- _Requirement_: Give the count of lines that include the string "components". Add nothing to it.

- _Material provided_:

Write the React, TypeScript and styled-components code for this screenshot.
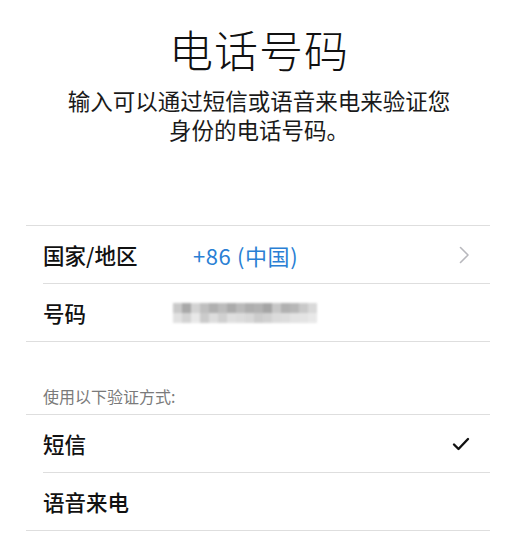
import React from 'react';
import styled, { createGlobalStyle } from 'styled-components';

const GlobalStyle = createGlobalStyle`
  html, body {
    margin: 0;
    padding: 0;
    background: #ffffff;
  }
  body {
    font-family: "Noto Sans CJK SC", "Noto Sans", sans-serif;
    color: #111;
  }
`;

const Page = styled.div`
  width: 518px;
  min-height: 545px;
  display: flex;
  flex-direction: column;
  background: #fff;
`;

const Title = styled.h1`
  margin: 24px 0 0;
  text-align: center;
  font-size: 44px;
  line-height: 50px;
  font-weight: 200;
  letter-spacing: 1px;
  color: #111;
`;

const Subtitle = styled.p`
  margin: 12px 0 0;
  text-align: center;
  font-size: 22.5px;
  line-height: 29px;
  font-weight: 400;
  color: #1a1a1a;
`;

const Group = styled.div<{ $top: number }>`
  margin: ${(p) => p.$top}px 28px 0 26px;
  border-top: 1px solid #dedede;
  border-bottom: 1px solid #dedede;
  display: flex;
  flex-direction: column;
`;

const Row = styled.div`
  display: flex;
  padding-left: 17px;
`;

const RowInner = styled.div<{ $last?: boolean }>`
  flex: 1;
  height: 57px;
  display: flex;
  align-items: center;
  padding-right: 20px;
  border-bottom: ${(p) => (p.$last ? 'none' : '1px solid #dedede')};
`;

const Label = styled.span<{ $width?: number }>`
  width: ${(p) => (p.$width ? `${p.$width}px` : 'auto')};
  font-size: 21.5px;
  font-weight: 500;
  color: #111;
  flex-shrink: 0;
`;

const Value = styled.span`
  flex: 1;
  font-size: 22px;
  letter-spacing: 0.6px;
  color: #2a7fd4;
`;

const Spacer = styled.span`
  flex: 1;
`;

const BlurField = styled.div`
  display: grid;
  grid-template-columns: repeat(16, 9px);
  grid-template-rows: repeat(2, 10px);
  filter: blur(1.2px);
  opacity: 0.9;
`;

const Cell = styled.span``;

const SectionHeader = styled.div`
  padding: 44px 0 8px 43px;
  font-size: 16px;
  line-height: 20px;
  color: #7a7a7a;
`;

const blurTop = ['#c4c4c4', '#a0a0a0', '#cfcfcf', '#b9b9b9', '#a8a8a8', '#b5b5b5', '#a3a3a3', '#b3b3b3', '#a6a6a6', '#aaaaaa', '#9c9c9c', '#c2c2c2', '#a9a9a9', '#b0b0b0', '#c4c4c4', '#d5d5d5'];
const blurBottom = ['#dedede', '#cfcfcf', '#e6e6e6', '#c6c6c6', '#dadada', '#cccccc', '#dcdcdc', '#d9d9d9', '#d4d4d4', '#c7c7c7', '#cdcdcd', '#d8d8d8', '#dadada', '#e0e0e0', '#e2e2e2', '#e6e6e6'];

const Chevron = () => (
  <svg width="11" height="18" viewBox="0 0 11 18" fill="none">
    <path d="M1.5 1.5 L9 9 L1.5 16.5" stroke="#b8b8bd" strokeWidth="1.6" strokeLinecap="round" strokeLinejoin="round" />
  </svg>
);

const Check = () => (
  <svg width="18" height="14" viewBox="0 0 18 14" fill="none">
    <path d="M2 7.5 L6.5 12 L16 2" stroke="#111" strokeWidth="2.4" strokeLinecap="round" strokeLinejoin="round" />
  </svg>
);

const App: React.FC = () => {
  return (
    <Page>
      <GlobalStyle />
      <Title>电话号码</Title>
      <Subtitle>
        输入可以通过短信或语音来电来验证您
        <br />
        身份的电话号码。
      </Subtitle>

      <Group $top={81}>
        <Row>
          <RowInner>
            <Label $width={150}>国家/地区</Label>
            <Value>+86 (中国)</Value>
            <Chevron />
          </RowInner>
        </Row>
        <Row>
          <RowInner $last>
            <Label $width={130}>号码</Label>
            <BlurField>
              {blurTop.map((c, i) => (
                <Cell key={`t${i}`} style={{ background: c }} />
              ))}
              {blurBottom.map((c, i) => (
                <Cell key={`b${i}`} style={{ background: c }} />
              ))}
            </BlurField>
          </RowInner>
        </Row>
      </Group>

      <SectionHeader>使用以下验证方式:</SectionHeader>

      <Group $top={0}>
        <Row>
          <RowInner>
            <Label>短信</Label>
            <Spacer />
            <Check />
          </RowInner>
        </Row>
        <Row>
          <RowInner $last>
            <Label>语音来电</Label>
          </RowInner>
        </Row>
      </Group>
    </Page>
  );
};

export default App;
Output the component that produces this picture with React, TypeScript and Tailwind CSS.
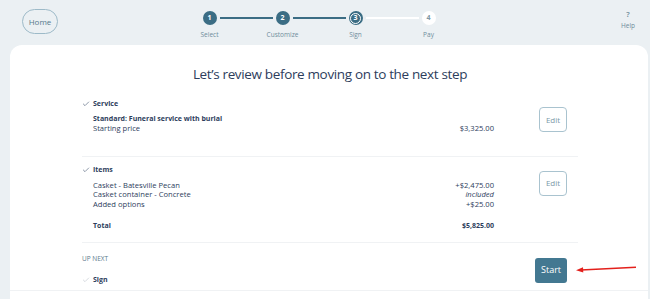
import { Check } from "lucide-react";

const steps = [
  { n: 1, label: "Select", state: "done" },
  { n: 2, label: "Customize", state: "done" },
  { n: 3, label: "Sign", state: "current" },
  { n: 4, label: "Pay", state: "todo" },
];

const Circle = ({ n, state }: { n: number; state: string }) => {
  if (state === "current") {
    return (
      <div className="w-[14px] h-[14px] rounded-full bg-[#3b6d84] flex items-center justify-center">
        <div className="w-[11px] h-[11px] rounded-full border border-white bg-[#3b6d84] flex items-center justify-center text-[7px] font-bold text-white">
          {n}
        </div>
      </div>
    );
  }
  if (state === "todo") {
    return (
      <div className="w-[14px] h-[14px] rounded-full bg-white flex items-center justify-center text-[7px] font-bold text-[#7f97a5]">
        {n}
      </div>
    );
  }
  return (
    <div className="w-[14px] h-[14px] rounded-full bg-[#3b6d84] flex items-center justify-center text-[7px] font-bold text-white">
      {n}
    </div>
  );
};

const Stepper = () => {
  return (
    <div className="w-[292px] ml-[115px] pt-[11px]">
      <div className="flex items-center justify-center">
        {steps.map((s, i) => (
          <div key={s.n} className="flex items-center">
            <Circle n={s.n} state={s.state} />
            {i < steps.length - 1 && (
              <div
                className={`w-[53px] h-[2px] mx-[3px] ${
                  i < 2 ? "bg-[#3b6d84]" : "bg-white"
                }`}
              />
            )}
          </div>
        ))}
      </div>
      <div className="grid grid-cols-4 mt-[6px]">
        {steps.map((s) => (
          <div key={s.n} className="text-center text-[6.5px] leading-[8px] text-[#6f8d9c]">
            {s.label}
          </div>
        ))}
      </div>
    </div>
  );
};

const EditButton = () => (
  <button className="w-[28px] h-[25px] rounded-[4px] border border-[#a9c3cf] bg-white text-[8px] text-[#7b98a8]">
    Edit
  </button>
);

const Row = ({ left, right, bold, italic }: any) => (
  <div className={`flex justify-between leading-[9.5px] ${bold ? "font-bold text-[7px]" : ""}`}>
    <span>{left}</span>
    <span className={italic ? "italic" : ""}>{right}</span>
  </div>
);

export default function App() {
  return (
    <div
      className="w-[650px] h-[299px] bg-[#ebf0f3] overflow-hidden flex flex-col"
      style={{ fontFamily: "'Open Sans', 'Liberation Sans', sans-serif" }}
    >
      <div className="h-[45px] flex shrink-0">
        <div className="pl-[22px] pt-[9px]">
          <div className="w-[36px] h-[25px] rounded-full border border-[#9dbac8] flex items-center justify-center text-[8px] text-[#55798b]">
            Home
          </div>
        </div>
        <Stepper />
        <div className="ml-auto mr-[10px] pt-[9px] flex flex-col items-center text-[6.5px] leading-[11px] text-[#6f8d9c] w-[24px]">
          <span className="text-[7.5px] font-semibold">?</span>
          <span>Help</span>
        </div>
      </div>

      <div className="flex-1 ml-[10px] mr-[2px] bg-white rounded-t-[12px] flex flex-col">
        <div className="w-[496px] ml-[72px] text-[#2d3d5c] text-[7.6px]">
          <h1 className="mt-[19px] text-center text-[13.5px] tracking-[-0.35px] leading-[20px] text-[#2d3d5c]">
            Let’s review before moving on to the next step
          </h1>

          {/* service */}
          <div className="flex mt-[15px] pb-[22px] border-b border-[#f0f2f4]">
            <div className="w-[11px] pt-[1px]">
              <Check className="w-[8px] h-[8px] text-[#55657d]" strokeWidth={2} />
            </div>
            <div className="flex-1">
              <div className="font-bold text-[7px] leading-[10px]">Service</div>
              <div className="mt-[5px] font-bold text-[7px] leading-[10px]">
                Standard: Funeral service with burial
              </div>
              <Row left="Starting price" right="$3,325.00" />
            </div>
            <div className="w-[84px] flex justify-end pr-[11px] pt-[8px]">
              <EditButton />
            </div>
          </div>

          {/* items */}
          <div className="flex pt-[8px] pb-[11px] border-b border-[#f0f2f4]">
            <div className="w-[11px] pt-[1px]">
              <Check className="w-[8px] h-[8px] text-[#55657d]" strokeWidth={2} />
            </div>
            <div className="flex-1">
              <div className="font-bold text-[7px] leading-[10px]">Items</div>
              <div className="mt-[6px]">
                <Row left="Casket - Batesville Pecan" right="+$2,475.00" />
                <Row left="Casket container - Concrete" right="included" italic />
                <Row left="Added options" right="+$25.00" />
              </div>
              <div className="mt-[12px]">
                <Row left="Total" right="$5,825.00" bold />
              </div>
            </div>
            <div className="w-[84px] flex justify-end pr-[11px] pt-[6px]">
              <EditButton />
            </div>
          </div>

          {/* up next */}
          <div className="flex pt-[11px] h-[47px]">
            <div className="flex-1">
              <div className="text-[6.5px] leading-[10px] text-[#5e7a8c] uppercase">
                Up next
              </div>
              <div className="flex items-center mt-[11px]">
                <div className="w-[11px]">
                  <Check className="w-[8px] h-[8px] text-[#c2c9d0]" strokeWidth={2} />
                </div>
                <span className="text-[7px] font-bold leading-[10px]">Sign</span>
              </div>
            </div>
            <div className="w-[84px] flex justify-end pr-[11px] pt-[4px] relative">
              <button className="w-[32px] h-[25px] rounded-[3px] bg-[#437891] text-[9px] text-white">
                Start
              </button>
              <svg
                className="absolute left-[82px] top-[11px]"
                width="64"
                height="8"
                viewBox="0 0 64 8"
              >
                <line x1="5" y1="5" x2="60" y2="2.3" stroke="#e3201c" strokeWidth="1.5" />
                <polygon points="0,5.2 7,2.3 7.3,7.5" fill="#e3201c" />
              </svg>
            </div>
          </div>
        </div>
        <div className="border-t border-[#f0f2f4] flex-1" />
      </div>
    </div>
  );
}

- _Final result_: 2